-- To be done --
Wherever the word "screenshot" appears in a line, extract that line.
..........
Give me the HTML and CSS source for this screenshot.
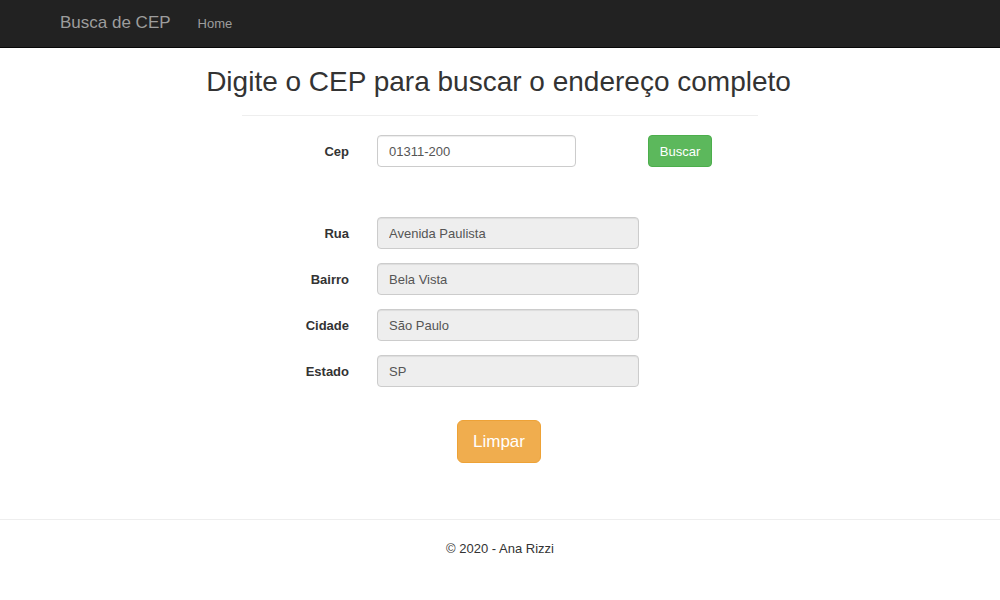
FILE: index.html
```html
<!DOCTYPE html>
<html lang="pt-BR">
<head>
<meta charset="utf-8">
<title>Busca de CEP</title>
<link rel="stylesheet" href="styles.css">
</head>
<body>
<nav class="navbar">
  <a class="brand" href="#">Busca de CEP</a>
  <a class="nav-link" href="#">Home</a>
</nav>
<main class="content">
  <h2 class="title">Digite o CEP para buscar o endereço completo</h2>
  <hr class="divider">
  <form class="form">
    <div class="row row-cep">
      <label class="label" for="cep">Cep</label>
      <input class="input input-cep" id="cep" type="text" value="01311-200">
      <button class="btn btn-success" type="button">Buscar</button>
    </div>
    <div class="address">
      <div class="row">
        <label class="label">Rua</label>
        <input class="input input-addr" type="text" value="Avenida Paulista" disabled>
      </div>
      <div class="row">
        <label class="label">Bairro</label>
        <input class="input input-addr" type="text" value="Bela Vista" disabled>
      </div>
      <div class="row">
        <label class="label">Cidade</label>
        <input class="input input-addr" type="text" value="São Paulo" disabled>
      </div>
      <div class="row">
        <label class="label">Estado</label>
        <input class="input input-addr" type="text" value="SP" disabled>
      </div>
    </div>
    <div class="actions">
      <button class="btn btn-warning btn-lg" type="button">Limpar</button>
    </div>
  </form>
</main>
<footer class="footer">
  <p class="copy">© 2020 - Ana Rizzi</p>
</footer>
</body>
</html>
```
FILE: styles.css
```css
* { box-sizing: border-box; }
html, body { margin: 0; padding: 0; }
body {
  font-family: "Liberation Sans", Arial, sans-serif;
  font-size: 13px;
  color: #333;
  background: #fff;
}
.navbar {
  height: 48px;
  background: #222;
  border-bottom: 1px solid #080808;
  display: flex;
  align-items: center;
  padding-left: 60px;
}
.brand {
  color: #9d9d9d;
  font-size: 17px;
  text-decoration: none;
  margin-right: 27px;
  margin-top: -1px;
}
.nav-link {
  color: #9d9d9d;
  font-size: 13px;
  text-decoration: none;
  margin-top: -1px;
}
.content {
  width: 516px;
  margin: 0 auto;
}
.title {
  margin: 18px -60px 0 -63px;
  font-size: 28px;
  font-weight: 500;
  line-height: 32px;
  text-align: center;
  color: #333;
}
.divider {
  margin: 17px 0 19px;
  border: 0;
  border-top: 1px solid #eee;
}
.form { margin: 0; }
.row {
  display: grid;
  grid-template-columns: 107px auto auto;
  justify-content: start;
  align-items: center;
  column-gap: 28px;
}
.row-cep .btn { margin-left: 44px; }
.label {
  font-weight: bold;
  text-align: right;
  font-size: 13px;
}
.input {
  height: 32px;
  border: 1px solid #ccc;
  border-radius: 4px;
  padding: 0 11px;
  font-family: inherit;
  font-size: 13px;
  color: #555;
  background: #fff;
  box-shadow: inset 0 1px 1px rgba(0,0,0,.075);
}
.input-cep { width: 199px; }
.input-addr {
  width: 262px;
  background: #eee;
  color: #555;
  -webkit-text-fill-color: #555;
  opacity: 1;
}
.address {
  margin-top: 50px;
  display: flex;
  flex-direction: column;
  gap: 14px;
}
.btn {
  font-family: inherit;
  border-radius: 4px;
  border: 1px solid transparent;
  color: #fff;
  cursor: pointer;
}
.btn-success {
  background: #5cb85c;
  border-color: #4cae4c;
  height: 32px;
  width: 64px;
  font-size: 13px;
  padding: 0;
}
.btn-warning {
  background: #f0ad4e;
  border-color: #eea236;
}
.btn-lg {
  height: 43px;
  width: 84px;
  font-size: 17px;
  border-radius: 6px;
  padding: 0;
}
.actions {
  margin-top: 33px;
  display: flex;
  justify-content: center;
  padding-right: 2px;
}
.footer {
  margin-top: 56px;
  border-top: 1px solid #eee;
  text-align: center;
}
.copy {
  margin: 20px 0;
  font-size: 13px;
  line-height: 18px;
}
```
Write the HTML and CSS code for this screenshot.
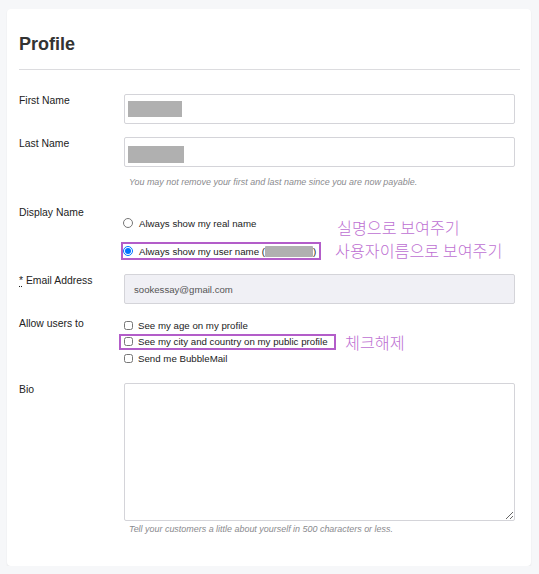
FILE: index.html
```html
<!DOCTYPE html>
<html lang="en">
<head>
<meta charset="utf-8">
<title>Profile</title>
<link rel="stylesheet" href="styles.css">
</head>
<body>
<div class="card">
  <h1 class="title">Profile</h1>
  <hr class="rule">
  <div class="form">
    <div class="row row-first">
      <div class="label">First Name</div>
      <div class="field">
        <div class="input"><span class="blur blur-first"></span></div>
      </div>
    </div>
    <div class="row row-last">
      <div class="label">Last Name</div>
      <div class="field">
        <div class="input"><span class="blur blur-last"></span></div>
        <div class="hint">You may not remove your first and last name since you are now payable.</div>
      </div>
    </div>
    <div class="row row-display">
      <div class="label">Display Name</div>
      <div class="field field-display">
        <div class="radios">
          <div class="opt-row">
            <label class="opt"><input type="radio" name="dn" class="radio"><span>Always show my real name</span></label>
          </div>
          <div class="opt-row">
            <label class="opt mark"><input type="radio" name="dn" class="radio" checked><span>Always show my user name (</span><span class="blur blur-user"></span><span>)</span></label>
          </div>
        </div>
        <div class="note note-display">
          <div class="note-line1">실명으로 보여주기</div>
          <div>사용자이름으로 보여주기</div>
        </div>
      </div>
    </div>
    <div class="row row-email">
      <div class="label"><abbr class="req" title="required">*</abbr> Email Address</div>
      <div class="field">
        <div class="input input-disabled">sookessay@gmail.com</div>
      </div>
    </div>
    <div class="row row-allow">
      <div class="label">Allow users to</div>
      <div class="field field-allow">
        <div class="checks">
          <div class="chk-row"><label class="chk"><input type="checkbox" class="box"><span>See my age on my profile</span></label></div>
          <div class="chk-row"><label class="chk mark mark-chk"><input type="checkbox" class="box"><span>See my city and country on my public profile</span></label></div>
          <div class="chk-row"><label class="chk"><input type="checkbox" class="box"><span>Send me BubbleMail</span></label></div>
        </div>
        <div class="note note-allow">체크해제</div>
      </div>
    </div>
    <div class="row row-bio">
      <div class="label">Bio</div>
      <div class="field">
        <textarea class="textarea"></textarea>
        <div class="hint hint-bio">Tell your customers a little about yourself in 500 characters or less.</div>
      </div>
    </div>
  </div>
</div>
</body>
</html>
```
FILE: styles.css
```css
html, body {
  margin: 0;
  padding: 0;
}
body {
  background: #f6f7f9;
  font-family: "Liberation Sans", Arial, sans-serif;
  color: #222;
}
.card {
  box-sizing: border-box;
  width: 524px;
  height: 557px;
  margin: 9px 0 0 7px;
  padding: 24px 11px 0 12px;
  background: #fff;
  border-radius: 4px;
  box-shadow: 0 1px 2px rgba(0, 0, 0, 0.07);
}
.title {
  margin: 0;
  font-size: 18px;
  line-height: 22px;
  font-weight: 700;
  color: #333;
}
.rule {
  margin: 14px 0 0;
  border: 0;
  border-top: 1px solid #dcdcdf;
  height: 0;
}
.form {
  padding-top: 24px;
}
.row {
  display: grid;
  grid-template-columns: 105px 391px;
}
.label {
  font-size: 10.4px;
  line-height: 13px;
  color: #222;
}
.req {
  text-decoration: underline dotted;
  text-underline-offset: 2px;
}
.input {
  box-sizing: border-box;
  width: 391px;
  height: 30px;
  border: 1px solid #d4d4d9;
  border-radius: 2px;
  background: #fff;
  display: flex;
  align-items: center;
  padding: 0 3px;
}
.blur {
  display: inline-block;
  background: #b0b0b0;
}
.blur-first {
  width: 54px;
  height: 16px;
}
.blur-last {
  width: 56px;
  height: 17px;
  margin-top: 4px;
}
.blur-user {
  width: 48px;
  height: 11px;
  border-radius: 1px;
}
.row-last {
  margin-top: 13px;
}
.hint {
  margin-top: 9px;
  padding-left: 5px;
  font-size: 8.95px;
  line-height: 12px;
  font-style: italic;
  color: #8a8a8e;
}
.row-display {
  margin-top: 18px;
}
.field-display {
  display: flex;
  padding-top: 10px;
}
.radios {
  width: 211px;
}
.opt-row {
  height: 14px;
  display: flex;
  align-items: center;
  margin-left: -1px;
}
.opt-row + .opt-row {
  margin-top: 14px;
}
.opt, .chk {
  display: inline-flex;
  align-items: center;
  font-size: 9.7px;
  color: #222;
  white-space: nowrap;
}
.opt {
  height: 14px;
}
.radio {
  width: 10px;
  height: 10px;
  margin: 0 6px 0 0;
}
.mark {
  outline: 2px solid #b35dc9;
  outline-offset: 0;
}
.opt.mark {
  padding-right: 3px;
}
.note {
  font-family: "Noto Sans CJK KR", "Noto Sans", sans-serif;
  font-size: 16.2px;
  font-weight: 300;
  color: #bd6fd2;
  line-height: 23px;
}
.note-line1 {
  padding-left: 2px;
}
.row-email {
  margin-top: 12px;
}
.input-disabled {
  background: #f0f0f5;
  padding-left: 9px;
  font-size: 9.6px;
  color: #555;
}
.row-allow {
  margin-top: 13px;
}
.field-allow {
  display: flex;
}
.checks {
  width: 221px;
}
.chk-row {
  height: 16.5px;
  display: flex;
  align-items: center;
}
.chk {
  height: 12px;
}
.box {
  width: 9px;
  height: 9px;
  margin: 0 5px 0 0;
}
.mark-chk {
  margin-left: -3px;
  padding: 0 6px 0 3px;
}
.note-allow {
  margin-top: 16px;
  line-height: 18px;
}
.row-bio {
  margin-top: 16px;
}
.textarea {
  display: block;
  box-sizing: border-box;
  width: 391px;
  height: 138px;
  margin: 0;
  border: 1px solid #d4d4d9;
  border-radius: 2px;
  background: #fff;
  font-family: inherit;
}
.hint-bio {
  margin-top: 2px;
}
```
..........
-- Full output --
Give me the HTML and CSS source for this screenshot.
Write the HTML and CSS code for this screenshot.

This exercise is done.